# Second Supplement to Law of Quadratic Reciprocity

## Theorem

$\paren {\dfrac 2 p} = \paren {-1}^{\paren {p^2 - 1} / 8} = \begin{cases} +1 & : p \equiv \pm 1 \pmod 8 \\ -1 & : p \equiv \pm 3 \pmod 8 \end{cases}$

where $\paren {\dfrac 2 p}$ is defined as the Legendre symbol.

## Proof

Consider the numbers in the set $S = \set {2 \times 1, 2 \times 2, 2 \times 3, \dots, 2 \times \dfrac {p - 1} 2} = \set {2, 4, 6, \dots, p - 1}$.

From Gauss's Lemma:

$\paren {\dfrac 2 p} = \paren {-1}^n$

where $n$ is the number of elements in $S$ whose least positive residue modulo $p$ is greater than $\dfrac p 2$.

As they are, the elements of $S$ are already least positive residues of $p$ (as they are all less than $p$).

What we need to do is count how many are greater than $\dfrac p 2$.

We see that:

$2 k > \dfrac p 2 \iff k > \dfrac p 4$

So the first $\floor {\dfrac p 4}$ elements of $S$ are not greater than $\dfrac p 2$, where $\floor {\dfrac p 4}$ is the floor function of $\dfrac p 4$.

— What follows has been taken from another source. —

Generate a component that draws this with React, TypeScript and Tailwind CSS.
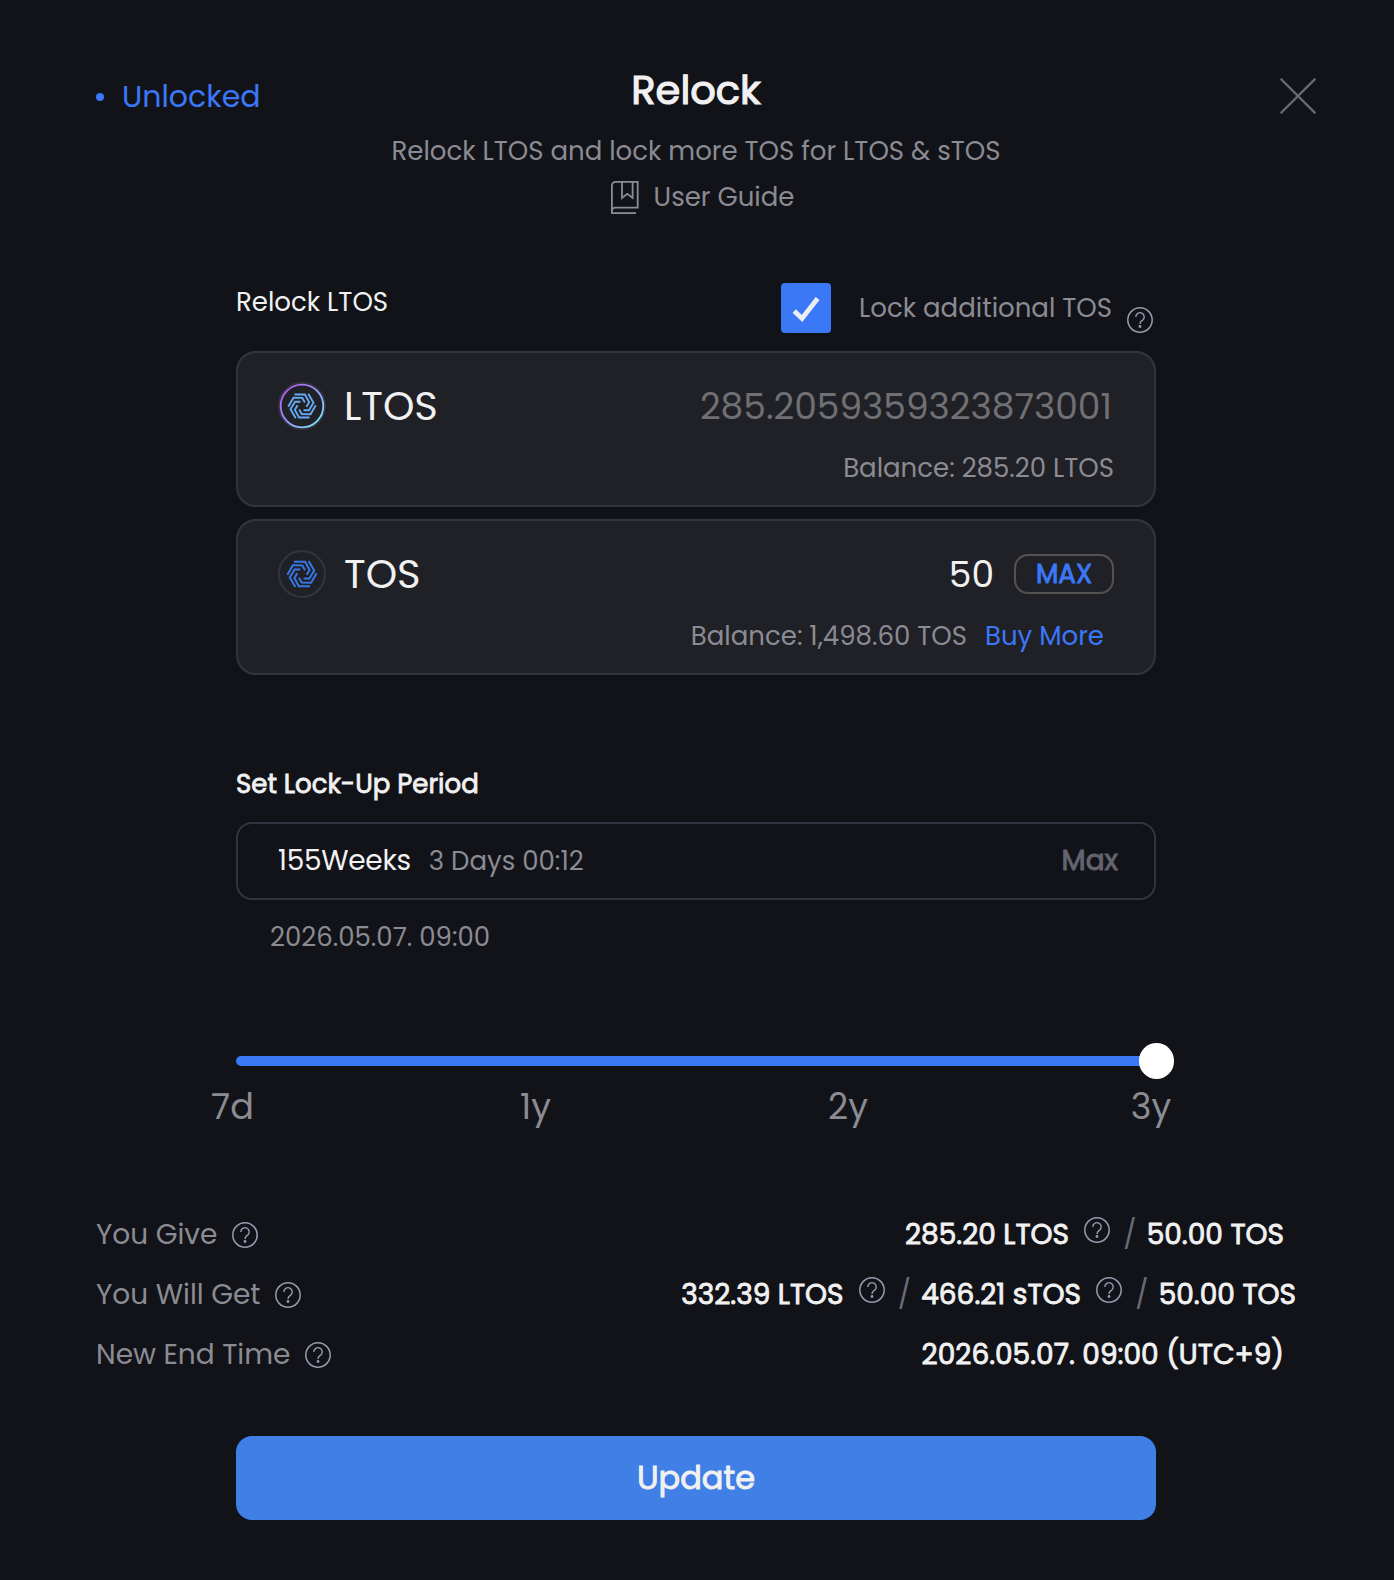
import type { ReactNode } from "react";

function HelpIcon({ className = "" }: { className?: string }) {
  return (
    <svg className={`size-[26px] shrink-0 ${className}`} viewBox="0 0 26 26" fill="none" stroke="#9a9aaf">
      <circle cx="13" cy="13" r="12.2" strokeWidth="1.5" />
      <path d="M8.8 9.9a4.2 4.2 0 1 1 6.8 3.3c-1.5 1.1-2.5 1.7-2.5 3.3v.5" strokeWidth="1.4" />
      <circle cx="13" cy="19.5" r="1.4" fill="#9a9aaf" stroke="none" />
    </svg>
  );
}

const ARMS = [0, 60, 120, 180, 240, 300];

function Swirl({ color, scale }: { color: string; scale: number }) {
  return (
    <g transform={`translate(24 24) scale(${scale})`} fill="none" stroke={color} strokeWidth="2">
      {ARMS.map((angle) => (
        <path key={angle} d="M-8 -12.3H3.1L7.6 -4.1L4.7 .8" transform={`rotate(${angle})`} />
      ))}
    </g>
  );
}

function LtosLogo() {
  return (
    <svg className="size-12 shrink-0" viewBox="0 0 48 48" fill="none">
      <defs>
        <linearGradient id="ring" x1="6" y1="8" x2="42" y2="40" gradientUnits="userSpaceOnUse">
          <stop stopColor="#b35cf2" />
          <stop offset=".5" stopColor="#9a9bff" />
          <stop offset="1" stopColor="#7ce4fb" />
        </linearGradient>
      </defs>
      <circle cx="24" cy="24" r="23" stroke="#343441" strokeWidth="2" />
      <circle cx="24" cy="24" r="21.3" stroke="url(#ring)" strokeWidth="1.8" />
      <Swirl color="#66aaf3" scale={0.94} />
    </svg>
  );
}

function TosLogo() {
  return (
    <svg className="size-12 shrink-0" viewBox="0 0 48 48" fill="none">
      <circle cx="24" cy="24" r="23" stroke="#343441" strokeWidth="2" />
      <Swirl color="#3777e6" scale={1} />
    </svg>
  );
}

function BookIcon() {
  return (
    <svg className="mt-0.5 h-[34px] w-7 shrink-0" viewBox="0 0 28 34" fill="none" stroke="#8b8b93" strokeWidth="1.8">
      <path d="M.9 31.9V4.6A3.7 3.7 0 0 1 4.6 .9H26.7V26.7H4.4A3.4 3.4 0 0 0 .9 30" />
      <path d="M.1 32.1H25" />
      <path d="M11 .9V17L16.3 12.8L21.6 17V.9" />
    </svg>
  );
}

function Card({ children }: { children: ReactNode }) {
  return (
    <div className="h-[156px] rounded-[20px] border-2 border-[#343441] bg-[#202126] pt-[29px] pr-10 pl-10">
      {children}
    </div>
  );
}

function Slash() {
  return <span className="w-[36.7px] pl-[3px] text-center text-[#6a6a74] [-webkit-text-stroke:0px]">/</span>;
}

function InfoRow({ label, children }: { label: string; children: ReactNode }) {
  return (
    <div className="flex h-[60px] items-center justify-between text-[28px]">
      <div className="flex items-center text-[#8b8b93]">
        <span className="mt-px">{label}</span>
        <HelpIcon className="mt-0.5 ml-[14.5px]" />
      </div>
      <div className="mt-px flex items-center text-[#f1f1f1] [-webkit-text-stroke:0.85px]">{children}</div>
    </div>
  );
}

export default function App() {
  return (
    <div className="h-[1580px] w-full overflow-hidden bg-[#121318] font-['Poppins','Inter',sans-serif] font-normal whitespace-nowrap">
      <div className="flex w-[1392px] flex-col">
        <header className="grid h-[283px] grid-cols-[1fr_auto_1fr] pt-[66px]">
          <div className="mt-[7px] ml-24 flex h-12 items-center text-[30px] text-[#3b78f8]">
            <span className="size-2 rounded-full bg-[#3b78f8]" />
            <span className="-mt-0.5 ml-[18px]">Unlocked</span>
          </div>
          <div className="flex flex-col items-center text-[26px] text-[#8b8b93]">
            <h1 className="text-[40px] leading-[48px] text-[#f1f1f1] [-webkit-text-stroke:1.2px]">Relock</h1>
            <p className="mt-[19px] leading-9">Relock LTOS and lock more TOS for LTOS &amp; sTOS</p>
            <div className="mt-[10px] ml-[13px] flex h-9 items-center">
              <BookIcon />
              <span className="ml-[15px]">User Guide</span>
            </div>
          </div>
          <button className="mt-3 mr-[76px] size-9 justify-self-end">
            <svg viewBox="0 0 36 36" className="size-9" stroke="#686873" strokeWidth="2.3">
              <path d="M.8 .8L35.2 35.2M35.2 .8L.8 35.2" />
            </svg>
          </button>
        </header>

        <main className="mx-auto flex w-[920px] flex-col text-[26px] text-[#8b8b93]">
          <div className="flex h-[50px] items-center justify-between">
            <span className="self-start leading-[38px] text-[#f1f1f1]">Relock LTOS</span>
            <div className="mr-[3px] flex h-[50px] items-center">
              <span className="flex size-[50px] items-center justify-center rounded bg-[#3b78f8]">
                <svg viewBox="0 0 50 50" className="size-[50px]" fill="none" stroke="#ecedf2" strokeWidth="4.8">
                  <path d="M13.2 28L21 35.4L36.6 15.4" />
                </svg>
              </span>
              <span className="ml-7">Lock additional TOS</span>
              <HelpIcon className="ml-[15px] self-end" />
            </div>
          </div>

          <div className="mt-[18px] flex flex-col gap-3">
            <Card>
              <div className="flex h-12 items-center">
                <LtosLogo />
                <span className="ml-[18px] text-[40px] text-[#f1f1f1]">LTOS</span>
                <span className="mt-px mr-0.5 ml-auto text-[36px] text-[#707074]">285.2059359323873001</span>
              </div>
              <div className="mt-5 flex h-9 items-center justify-end">Balance: 285.20 LTOS</div>
            </Card>
            <Card>
              <div className="flex h-12 items-center text-[#f1f1f1]">
                <TosLogo />
                <span className="ml-[18px] text-[40px]">TOS</span>
                <span className="mt-px ml-auto text-[36px]">50</span>
                <button className="ml-5 flex h-10 w-[100px] items-center justify-center rounded-[14px] border-2 border-[#535353] text-[#3b78f8] [-webkit-text-stroke:0.9px]">
                  MAX
                </button>
              </div>
              <div className="mt-5 flex h-9 items-center justify-end">
                <span>Balance: 1,498.60 TOS</span>
                <span className="mr-2.5 ml-[18px] text-[#3b78f8]">Buy More</span>
              </div>
            </Card>
          </div>

          <h2 className="mt-[91px] leading-9 text-[#f1f1f1] [-webkit-text-stroke:0.8px]">Set Lock-Up Period</h2>
          <div className="mt-5 flex h-[78px] items-center rounded-2xl border-2 border-[#343441] pr-9 pl-10">
            <span className="text-[28px] tracking-[-0.3px] text-[#f1f1f1]">155Weeks</span>
            <span className="ml-[18px]">3 Days 00:12</span>
            <span className="ml-auto text-[28px] text-[#64646f] [-webkit-text-stroke:0.9px]">Max</span>
          </div>
          <span className="mt-[19px] ml-[34px] leading-9">2026.05.07. 09:00</span>

          <div className="relative mt-[88px] flex h-9 items-center">
            <div className="h-2.5 w-full rounded-full bg-[#3b78f8]" />
            <span className="absolute top-0 -right-[18px] size-[35.5px] rounded-full bg-white" />
          </div>
          <div className="mt-[5px] -mr-[50px] -ml-[33.5px] flex text-center text-[35px] leading-[45px]">
            <span className="w-[60px]">7d</span>
            <span className="ml-[243px] w-[60px]">1y</span>
            <span className="ml-[252.5px] w-[60px]">2y</span>
            <span className="ml-[243px] w-[60px]">3y</span>
          </div>
        </main>

        <section className="mt-[75px] mr-24 ml-24">
          <InfoRow label="You Give">
            <span>285.20 LTOS</span>
            <HelpIcon className="mb-[9px] ml-[15px]" />
            <Slash />
            <span className="mr-3">50.00 TOS</span>
          </InfoRow>
          <InfoRow label="You Will Get">
            <span>332.39 LTOS</span>
            <HelpIcon className="mb-[9px] ml-[15px]" />
            <Slash />
            <span>466.21 sTOS</span>
            <HelpIcon className="mb-[9px] ml-[15px]" />
            <Slash />
            <span>50.00 TOS</span>
          </InfoRow>
          <InfoRow label="New End Time">
            <span className="mr-3">2026.05.07. 09:00 (UTC+9)</span>
          </InfoRow>
        </section>

        <button className="mx-auto mt-[52px] h-[84px] w-[920px] rounded-2xl bg-[#3f7fe6] pb-px text-[32px] text-[#f1f1f1] [-webkit-text-stroke:0.9px]">
          Update
        </button>
      </div>
    </div>
  );
}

The rest of the elements of $S$ are greater than $\dfrac p 2$.

So we have:

$n = \dfrac {p - 1} 2 - \floor {\dfrac p 4}$

Consider the four possible residue classes modulo $8$ of the odd prime $p$.

$p = 8 k + 1$:

 $\ds p$ $=$ $\ds 8 k + 1$ $\ds \leadsto \ \$ $\ds n$ $=$ $\ds 4 k - \floor {2 k + \frac 1 4}$ $\ds$ $=$ $\ds 4 k - 2 k$ $\ds$ $=$ $\ds 2k$

$p = 8 k + 3$:

 $\ds p$ $=$ $\ds 8 k + 3$ $\ds \leadsto \ \$ $\ds n$ $=$ $\ds 4 k + 1 - \floor {2 k + \frac 3 4}$ $\ds$ $=$ $\ds 4 k + 1 - 2 k$ $\ds$ $=$ $\ds 2 k + 1$

$p = 8 k + 5$:

 $\ds p$ $=$ $\ds 8 k + 5$ $\ds \leadsto \ \$ $\ds n$ $=$ $\ds 4 k + 2 - \floor {2 k + \frac 5 4}$ $\ds$ $=$ $\ds 4 k + 2 - \paren {2 k + 1}$ $\ds$ $=$ $\ds 2 k + 1$

$p = 8 k + 7$:

 $\ds p$ $=$ $\ds 8 k + 7$ $\ds \leadsto \ \$ $\ds n$ $=$ $\ds 4 k + 3 - \floor {2 k + \frac 7 4}$ $\ds$ $=$ $\ds 4 k + 3 - \paren {2 k + 1}$ $\ds$ $=$ $\ds 2 k + 2$

We see that $n$ is even when $p = 8 k + 1$ or $p = 8 k + 7$ and odd in the other two cases.

So from Gauss's Lemma, we have:

 $\ds \paren {\dfrac 2 p}$ $=$ $\ds \paren {-1}^n = 1$ when $p = 8 k + 1$ or $p = 8 k + 7$ $\ds \paren {\dfrac 2 p}$ $=$ $\ds \paren {-1}^n = -1$ when $p = 8 k + 3$ or $p = 8 k + 5$

As $7 \equiv -1 \pmod 8$ and $5 \equiv -3 \pmod 8$ the result follows.

$\blacksquare$